Wednesday, November 25, 2009

The fourth test

Wow! I am almost at the end of the semester. Originally when I started this blog I intended to write every week or even multiple times a week, but then life got in the way.

So, now I am in the process of giving my fourth test and so I have a few minutes free to type up my thoughts.

This semester has been a complete whirlwind of emotions. I love it; I feel overwhelemed; I think I am not doing a good job; i think I have done a good job; I want to quit; I want to make this my career.

Many of my friends and family have asked will I do this again. I keep going back and forth. My students are asking me to teach a different required class next semester so that they can take me again. The guilt of dissapointing them is what will probably push me to continue on in this quest.

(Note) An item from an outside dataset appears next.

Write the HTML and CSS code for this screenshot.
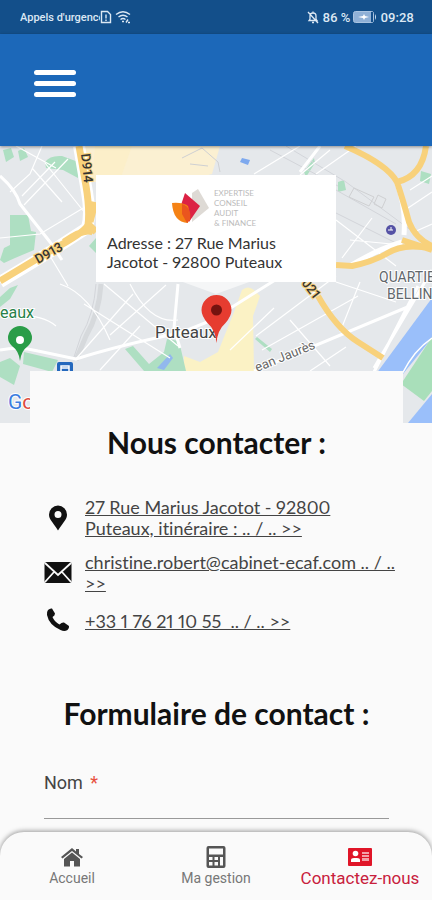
FILE: index.html
```html
<!DOCTYPE html>
<html lang="fr">
<head>
    <meta charset="UTF-8">
    <meta name="viewport" content="width=device-width, initial-scale=1.0">
    <title>Contactez-nous</title>
    <link rel="stylesheet" href="styles.css">
</head>
<body>
    <div class="statusBar">
        <span class="operator">Appels d'urgence</span>
        <svg class="simIcon" viewBox="0 0 12 14" width="12" height="14" fill="none" stroke="currentColor" stroke-width="1.4">
            <path d="M1.5 1.5h6l3 3v8h-9z"/>
            <path d="M6 4.5v4M6 9.5v1.5"/>
        </svg>
        <svg class="wifiIcon" viewBox="0 0 16 14" width="16" height="14" fill="none" stroke="currentColor" stroke-width="1.4">
            <path d="M1 4.500q7-5.500 14 0M3.500 7q4.500-3.500 9 0M5.500 9.500q2.500-2 5 0"/>
            <path d="M7 11.500h2M11 12.500l2-3M13 12.500h2"/>
        </svg>
        <div class="statusRight">
            <svg viewBox="0 0 12 14" width="12" height="14" fill="none" stroke="currentColor" stroke-width="1.3">
                <path d="M2 10.500h8L9 9V6q0-3-3-3T3 6v3zM6 1.500V3M5 12.500h2M1 2l10 11"/>
            </svg>
            <span>86 %</span>
            <svg viewBox="0 0 24 12" width="24" height="12">
                <rect x="0.500" y="0.500" width="20" height="11" rx="2" fill="#8fb0d6" stroke="#a9c3e0"/>
                <path d="M18 1h2v10h-2z" fill="#14508c"/>
                <path d="M22 3q2 3 0 6z" fill="#cfe0f0"/>
                <path d="M5 6l5-1 1-2 1 2 4 1-4 1-1 2-1-2z" fill="#fff"/>
            </svg>
            <span>09:28</span>
        </div>
    </div>

    <header class="header">
        <button class="menuButton" type="button" aria-label="Menu">
            <span></span>
            <span></span>
            <span></span>
        </button>
    </header>

    <main>
        <section class="map">
            <svg class="mapDrawing" viewBox="0 146 432 277" preserveAspectRatio="xMidYMid slice">
                <rect y="146" width="432" height="277" fill="#e5e8eb"/>
                <!-- quartiers -->
                <path d="M84 146h136l-8 28-30 8H92z" fill="#fbf0d2"/>
                <path d="M218 352l16-40 8-22q6-5 12 0l6 6-7 20 1 56h-70v-16l16 6z" fill="#fbf2c5"/>
                <path d="M95 146h37l-12 34H92z" fill="#fcefc9"/>
                <!-- parcs -->
                <path d="M3 150l8-2 3 9-8 5zM18 151l6-3 4 9-8 4zM45 162q5-7 17-6l19 7-3 15-15-8-17-2zM10 215h18l3 16 5 1-2 18-19 8-11 5-4-3 4-12 6-3zM96 238l-7 8 7 7zM304 172l10-14 1 5-9 14zM338 182l6-2 2 10-8 2zM421 171l10 3-2 10-9-3z" fill="#aedfc2"/>
                <path d="M0 297l10-9 8-3-8 14-10 8zM0 362l10-4 10 8-6 19-14-8zM24 352l34 8-6 12-29-8zM125 349l8-3 16 18 15-12 3-13 12 2 7 30h-42zM255 339l2-2 15 12-2 3z" fill="#aedfc2"/>
                <path d="M157 368l13-14 3 4-9 12z" fill="#92b8ed"/>
                <path d="M242 158l8 2-2 5-8-3z" fill="#7ea9ee"/>
                <!-- voie ferrée -->
                <path d="M101 284q-2 30-15 52l-10 24" fill="none" stroke="#d6d9dc" stroke-width="5"/>
                <path d="M96 284q-2 30-15 52l-8 24M286 146l60 36 86 64M336 190l60 34M330 210l68 34M270 150l68 36" fill="none" stroke="#d3d5da" stroke-width="1"/>
                <path d="M354 188l20 9-5 9-20-9zM378 195l8 4-4 9-8-4zM182 158l20-10 16 14 2 10M190 164l18 2" fill="none" stroke="#cfd0d2"/>
                <!-- rues -->
                <g fill="none" stroke="#fff" stroke-width="1.200">
                    <path d="M42 146l-12 28-20 18M22 196l33-34M24 205l44-46M45 163l40 50M0 238l40-4 50-30M32 168l30 34M50 256l18 30M16 146l40 22M60 284q30 10 50 56M104 284l74 62M110 335l56-50M84 304l86 54M130 284q20 40 48 36M0 316q40-4 56 10M256 336l80-60M262 350l96-54M230 350l44-42M336 282l60 20M360 282l-20 50M336 220l60 46M350 240l52 5M372 218l-30 40M300 146l-46 28M330 150l-30 25M356 146l-40 28M410 190l22-14M405 210l27-18M414 232l18-8M75 360l58-66M100 370l40-44M310 371l36-24M290 320l40 46"/>
                </g>
                <g fill="none" stroke="#fff" stroke-width="3">
                    <path d="M0 176q16 14 20 28l30 38 12 18M0 350q20-4 38 1l38 8q44-14 104-26l30-12 70-44M178 284l-4 44 6 20M320 146l-20 26M254 371l156-65M418 286l-44 86M432 270l-58 98"/>
                    <path d="M397 183q9 24 7 52M350 266q26-16 52-24" stroke-width="5"/>
                </g>
                <!-- axes principaux -->
                <g fill="none" stroke="#fff" stroke-width="12">
                    <path d="M79 146l8 46q4 22 0 36L50 252 0 282"/>
                </g>
                <g fill="none" stroke="#f8d17b" stroke-width="7">
                    <path d="M79 146l7 40q4 24 2 39-4 8-38 26L0 281M88 224l8 8M90 222l5-20M64 242q20-14 29-10"/>
                    <path d="M345 146q42 18 52 36 6 18 12 40 6 16 23 24M426 146q-4 30-29 36M336 265l16 1q20-4 34-12 18-12 46-5M402 240l30 10M318 296q18 32 40 46l25 16" stroke-width="6"/>
                </g>
                <path d="M432 298l-56 76h27l29-36z" fill="#9abffa"/>
                <path d="M432 337l-31 47 23 17 8-10z" fill="#a9dfba"/>
                <path d="M432 394l-24 29h24z" fill="#9abffa"/>
                <path d="M402 374q12-24 30-36" fill="none" stroke="#fff" stroke-width="1.500"/>
                <!-- pointe de la fenêtre d'adresse -->
                <path d="M180 281h72l-36 13z" fill="#fff" opacity="0.600"/>
                <circle cx="391" cy="230" r="5" fill="#5552a5"/>
                <path d="M388 230h5M391 227v3" stroke="#fff"/>
                <rect x="57" y="362" width="16" height="14" rx="2" fill="#2468bd"/>
                <path d="M61 372v-6h8v6M61 368h8" fill="none" stroke="#fff" stroke-width="1.500"/>
                <g class="mapText">
                    <text transform="translate(81 154) rotate(84)" class="roadName">D914</text>
                    <text transform="translate(38 264) rotate(-29)" class="roadName">D913</text>
                    <text transform="translate(301 283) rotate(52)" class="roadName">021</text>
                    <text transform="translate(257 372) rotate(-22)" class="streetName">ean Jaurès</text>
                    <text x="379" y="282" class="areaName">QUARTIE</text>
                    <text x="387" y="299" class="areaName">BELLIN</text>
                    <text x="0" y="318" class="parkName">eaux</text>
                    <text x="155" y="338" class="cityName">Puteaux</text>
                    <text x="8" y="409" class="brandName">G<tspan class="brandRed">o</tspan></text>
                </g>
                <path d="M20 361q-1-10-8-15-4-4-4-8a12 12 0 0 1 24 0q0 4-4 8-7 5-8 15z" fill="#2a9d48"/>
                <circle cx="20" cy="340" r="4" fill="#fff"/>
                <path d="M216.500 343q-1-13-9-20-6-7-6-13a15 15 0 0 1 30 0q0 6-6 13-8 7-9 20z" fill="#e63c30"/>
                <circle cx="216.500" cy="310" r="5.500" fill="#75130f"/>
            </svg>
            <div class="addressCard">
                <svg class="logo" viewBox="0 0 90 42" width="90" height="42">
                    <path d="M21 6l6-4 11 19-17 14z" fill="#dedad5"/>
                    <path d="M14 6l15 13-11 16-8-17z" fill="#dc2244"/>
                    <path d="M1 16q10-1 16 3l1 4-1 13Q2 35 1 16z" fill="#f58215"/>
                    <path d="M11 17q10 3 8 16l-3 3-5-9z" fill="#ea551e"/>
                    <g class="logoText">
                        <text x="43" y="9">EXPERTISE</text>
                        <text x="43" y="19">CONSEIL</text>
                        <text x="43" y="29">AUDIT</text>
                        <text x="43" y="39">&amp; FINANCE</text>
                    </g>
                </svg>
                <p>Adresse : 27 Rue Marius Jacotot - 92800 Puteaux</p>
            </div>
        </section>

        <section class="content">
            <h2>Nous contacter :</h2>
            <ul class="contactList">
                <li>
                    <svg viewBox="0 0 28 28" width="28" height="28">
                        <path d="M14 1.500a9 9 0 0 0-9 9c0 5 3 6.500 9 16 6-9.500 9-11 9-16a9 9 0 0 0-9-9zm0 5.500a3.500 3.500 0 1 1 0 7 3.500 3.500 0 0 1 0-7z" fill-rule="evenodd"/>
                    </svg>
                    <a href="#">27 Rue Marius Jacotot - 92800 Puteaux, itinéraire : .. / .. &gt;&gt;</a>
                </li>
                <li>
                    <svg viewBox="0 0 28 28" width="28" height="28">
                        <rect x="0.500" y="3" width="27" height="21" rx="2"/>
                        <path d="M1 4l13 12L27 4M1 23l9-10M27 23l-9-10" fill="none" stroke="#fafafa" stroke-width="1.800"/>
                    </svg>
                    <a href="#">christine.robert@cabinet-ecaf.com .. / .. &gt;&gt;</a>
                </li>
                <li>
                    <svg viewBox="0 0 28 28" width="28" height="28">
                        <path d="M4 3q2-2 4-1.500l3 5q0 2-2.500 3.500 2 5 7 7.500Q18 15 20 15.500l5 3.500q.5 2-1.500 4-3 2-7 0Q5 18 3 8q-.5-3 1-5z"/>
                    </svg>
                    <a href="#">+33 1 76 21 10 55&nbsp; .. / .. &gt;&gt;</a>
                </li>
            </ul>

            <h2>Formulaire de contact :</h2>
            <form class="contactForm">
                <label for="nom">Nom <span class="required">*</span></label>
                <input type="text" id="nom" name="nom" required>
            </form>
        </section>
    </main>

    <nav class="bottomNav">
        <a href="#">
            <svg viewBox="0 0 24 22" width="24" height="22">
                <path d="M1 11L12 2l4 3.500V3h3v5l4 3-1.500 1.500L12 5l-9.500 7.500z"/>
                <path d="M4 13l8-6.500 8 6.500v7.500h-6V15h-4v5.500H4z"/>
            </svg>
            <span>Accueil</span>
        </a>
        <a href="#">
            <svg viewBox="0 0 24 22" width="24" height="22">
                <path d="M4.500 0h15q2 0 2 2v18q0 2-2 2h-15q-2 0-2-2V2q0-2 2-2zM5 2.500v6h14v-6zM5 11v3h3.500v-3zM10.500 11v3H14v-3zM5 16v3.500h3.500V16zM10.500 16v3.500H14V16zM16 11v8.500h3V11z" fill-rule="evenodd"/>
            </svg>
            <span>Ma gestion</span>
        </a>
        <a href="#" class="active">
            <svg viewBox="0 0 24 22" width="24" height="22">
                <rect x="0" y="2" width="24" height="18" rx="1"/>
                <g fill="#fff">
                    <circle cx="7.500" cy="7.500" r="2.800"/>
                    <path d="M3 16v-2q0-2 3-2h3q3 0 3 2v2z"/>
                    <path d="M14 6h7v9h-7z" opacity="0.600"/>
                    <path d="M14 8h7v1h-7zM14 11h7v1h-7z" fill="#e01528"/>
                </g>
            </svg>
            <span>Contactez-nous</span>
        </a>
    </nav>
</body>
</html>
```
FILE: styles.css
```css
* {
    box-sizing: border-box;
}
body {
    margin: 0;
    min-height: 100vh;
    display: flex;
    flex-direction: column;
    background-color: #fafafa;
    color: #222;
    font-family: Lato, "Liberation Sans", sans-serif;
    font-variant-numeric: proportional-nums;
    font-variant-ligatures: none;
}
main {
    flex: 1;
}
.statusBar {
    display: flex;
    align-items: center;
    height: 34px;
    padding: 0 18px 0 20px;
    background-color: #134f8a;
    color: #dce8f4;
    font-family: Roboto, sans-serif;
    font-size: 13px;
    font-weight: 500;
}
.operator {
    width: 80px;
    overflow: hidden;
    white-space: nowrap;
    font-size: 11px;
}
.wifiIcon {
    margin-left: 3px;
}
.statusRight {
    display: flex;
    align-items: center;
    gap: 3px;
    margin-left: auto;
}
.header {
    position: relative;
    z-index: 1;
    display: flex;
    align-items: center;
    height: 112px;
    padding: 0 34px 14px;
    background-color: #1c68b9;
    box-shadow: 0 1px 3px rgba(0, 0, 0, 0.4);
}
.menuButton {
    display: flex;
    flex-direction: column;
    gap: 6px;
    width: 42px;
    padding: 0;
    border: none;
    background: none;
    cursor: pointer;
}
.menuButton span {
    height: 5px;
    border-radius: 3px;
    background-color: #fff;
}
.map {
    position: relative;
    height: 277px;
    overflow: hidden;
}
.mapDrawing {
    display: block;
    width: 100%;
    height: 100%;
}
.mapText {
    font-family: Roboto, sans-serif;
    fill: #444;
    stroke: #fff;
    stroke-width: 2px;
    paint-order: stroke;
}
.roadName {
    font-size: 13px;
    font-weight: 500;
    stroke: #f8d17b;
    fill: #333;
}
.streetName {
    font-size: 13px;
    fill: #666;
}
.areaName {
    font-size: 14px;
    fill: #62676c;
}
.parkName {
    font-size: 16px;
    fill: #28814a;
}
.cityName {
    font-size: 17px;
}
.brandName {
    font-size: 21px;
    fill: #3b7de0;
}
.brandRed {
    fill: #dd4b3e;
}
.addressCard {
    position: absolute;
    top: 29px;
    left: 50%;
    width: 240px;
    padding: 12px 11px 11px;
    transform: translateX(-50%);
    background-color: #fff;
}
.addressCard p {
    margin: 4px 0 0;
    color: #333;
    font-size: 16px;
    line-height: 19px;
}
.logo {
    display: block;
    margin: 0 auto;
}
.logoText {
    font-size: 8px;
    fill: #bbb;
}
.content {
    position: relative;
    margin: -52px 29px 0 30px;
    padding: 52px 14px 12px;
    background-color: #fafafa;
}
h2 {
    margin: 0;
    font-size: 30px;
    line-height: 38px;
    text-align: center;
    color: #111;
}
.contactList {
    display: flex;
    flex-direction: column;
    gap: 13px;
    margin: 36px -10px 59px 0;
    padding: 0;
    list-style: none;
}
.contactList li {
    display: flex;
    align-items: center;
    gap: 13px;
}
.contactList svg {
    flex-shrink: 0;
    fill: #111;
}
.contactList a {
    color: #444;
    font-size: 18px;
    line-height: 21px;
}
.contactForm {
    display: flex;
    flex-direction: column;
    margin-top: 40px;
    font-family: Roboto, sans-serif;
}
.contactForm label {
    font-size: 18px;
    line-height: 22px;
    color: #444;
}
.required {
    margin-left: 3px;
    color: #e8503f;
}
.contactForm input {
    width: 100%;
    height: 25px;
    padding: 0;
    border: none;
    border-bottom: 1px solid #999;
    background: none;
    outline: none;
    font-size: 18px;
}
.bottomNav {
    position: sticky;
    bottom: 0;
    display: grid;
    grid-template-columns: repeat(3, 1fr);
    height: 68px;
    padding-top: 14px;
    border-radius: 24px 24px 0 0;
    background-color: #fafafa;
    box-shadow: 0 -1px 5px rgba(0, 0, 0, 0.4);
}
.bottomNav a {
    display: flex;
    flex-direction: column;
    align-items: center;
    color: #777;
    font-family: Roboto, sans-serif;
    font-size: 14px;
    line-height: 20px;
    text-decoration: none;
}
.bottomNav svg {
    fill: #555;
}
.bottomNav .active {
    color: #c8203c;
    font-size: 17px;
}
.bottomNav .active svg {
    fill: #e01528;
}
```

People (including my students) are telling me I have been doing a good job but I am not conviced. I sometimes listen to myself as I try to explain certain things and I realize that I am not always doing a good job. I guess the final will be the real test. It is a departmental final which means I will get a sense how I did compared to all the other teachers of this material. If my students do well then maybe I was able to get through and teach them something.

What I have realized it that most of my job isnt the actual teaching of my syllabus; most of my job has been the task of dealing with the emotional feelings and fears my students have towards the topic I am teaching.

I got a really good class. All my students are responsible adults. Most have jobs and families and they arent afraid to work hard. None of them are stupid and all are capable of learning the material. All in all they have good attitudes and that really makes a huge difference in my ability to teach them.